Dr. Berglind Rós Magnúsdottir (University of Iceland): Cultural politics of middle-class parental choice and school quality in neoliberal times
There is a growing literature focussed on middle-class parents who resist normative school-choice behaviour by enrolling their children in schools ‘lacking’ or challenging middle-class ideals. The data from this critical qualitative case study was mainly collected from white and multi-ethnic professionals in a university town in the United States of America who enrolled their children in an elementary school which had become under-enrolled and demonized as a ‘failing school’ (henceforth Osborne-school). In order to understand the political context of the choices faced by the parents enrolling their children in the Osborne-school, the competing equity discourses surrounding education in the USA were explored, that is the neo-liberal discourse promoting free school-choice and organizational reforms (Chubb & Moe, 1990), as well as the integration discourse which is a call for racial and economic integration among schools (Kahlenberg, 2001).

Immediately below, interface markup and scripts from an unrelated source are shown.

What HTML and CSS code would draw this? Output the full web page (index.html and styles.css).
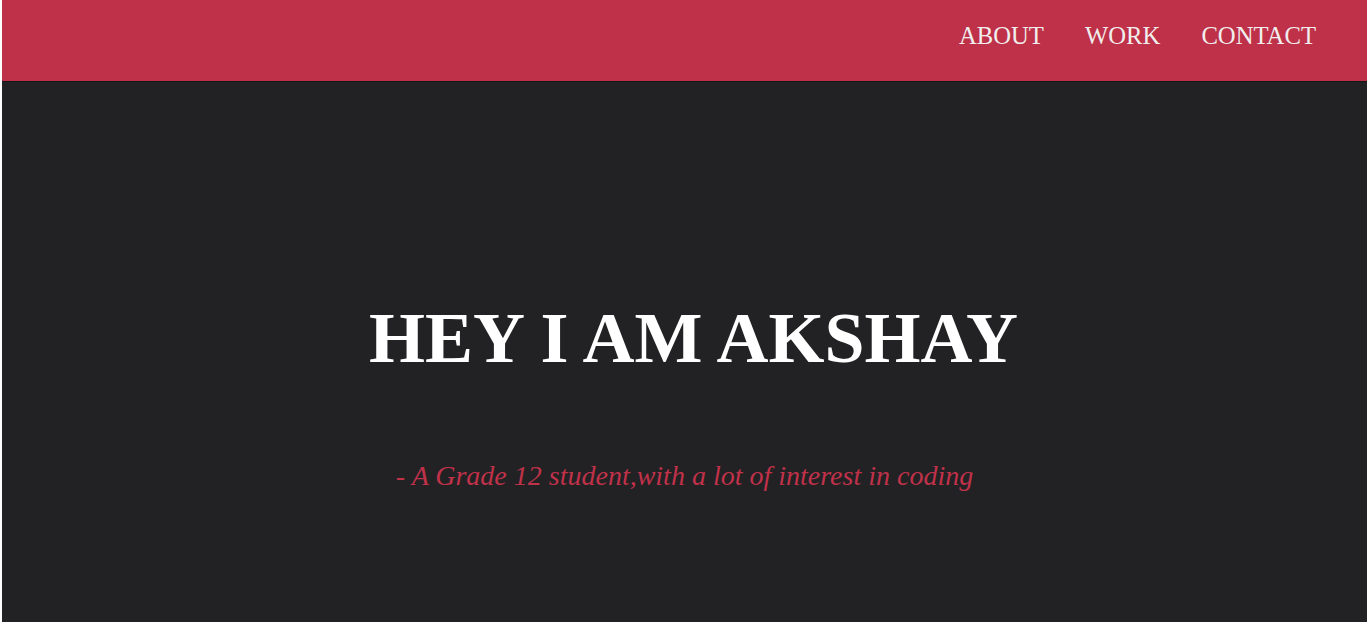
FILE: index.html
```html
<!DOCTYPE html>
<html lang="en">
<head>
<meta charset="utf-8">
<title>Akshay</title>
<link rel="stylesheet" href="styles.css">
</head>
<body>
<header class="topbar">
  <nav class="nav">
    <a class="nav-link" href="#about">ABOUT</a>
    <a class="nav-link" href="#work">WORK</a>
    <a class="nav-link" href="#contact">CONTACT</a>
  </nav>
</header>
<main class="hero">
  <h1 class="hero-title">HEY I AM AKSHAY</h1>
  <p class="hero-sub">- A Grade 12 student,with a lot of interest in coding</p>
</main>
</body>
</html>
```
FILE: styles.css
```css
html {
  background: #ffffff;
}
body {
  margin: 0 0 0 2px;
  height: 622px;
  overflow: hidden;
  font-family: "Liberation Serif", "Times New Roman", serif;
  background: #222224;
}
.topbar {
  box-sizing: border-box;
  height: 82px;
  background: #bf3148;
  border-bottom: 1px solid #161617;
  display: flex;
  justify-content: flex-end;
  align-items: flex-start;
  padding: 24px 51px 0 0;
}
.nav {
  display: flex;
  gap: 41px;
}
.nav-link {
  color: #f0eeee;
  text-decoration: none;
  font-size: 24.7px;
  line-height: 1;
}
.hero {
  display: flex;
  flex-direction: column;
  align-items: center;
  padding-top: 220px;
}
.hero-title {
  margin: 0;
  padding-left: 18px;
  color: #ffffff;
  font-size: 72px;
  line-height: 72px;
  font-weight: bold;
}
.hero-sub {
  margin: 88px 0 0;
  color: #c0314a;
  font-style: italic;
  font-size: 28px;
  line-height: 28px;
}
```
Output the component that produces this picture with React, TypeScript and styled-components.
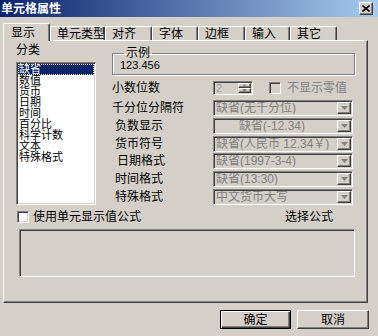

The main reasons the constrained choosers gave for leaving or avoiding Osborne were a lack of accumulative effects of privilege within Osborne-community followed by a lack of cultural familiarity and adjustment. The parents who stayed throughout the research period deviated more than the constrained leavers and non-comers from middle-class normativity in terms of race, history, the marital and occupational status of the mother, or the ‘special learning needs’ of their child. Analysis of revealed the intersection of racialized, gendered and classed contradictions that these parents encountered in their challenging of elitist school choice models, which resulted in emotional costs (Reay, 2008) and ethical dilemmas (Sayer, 2005).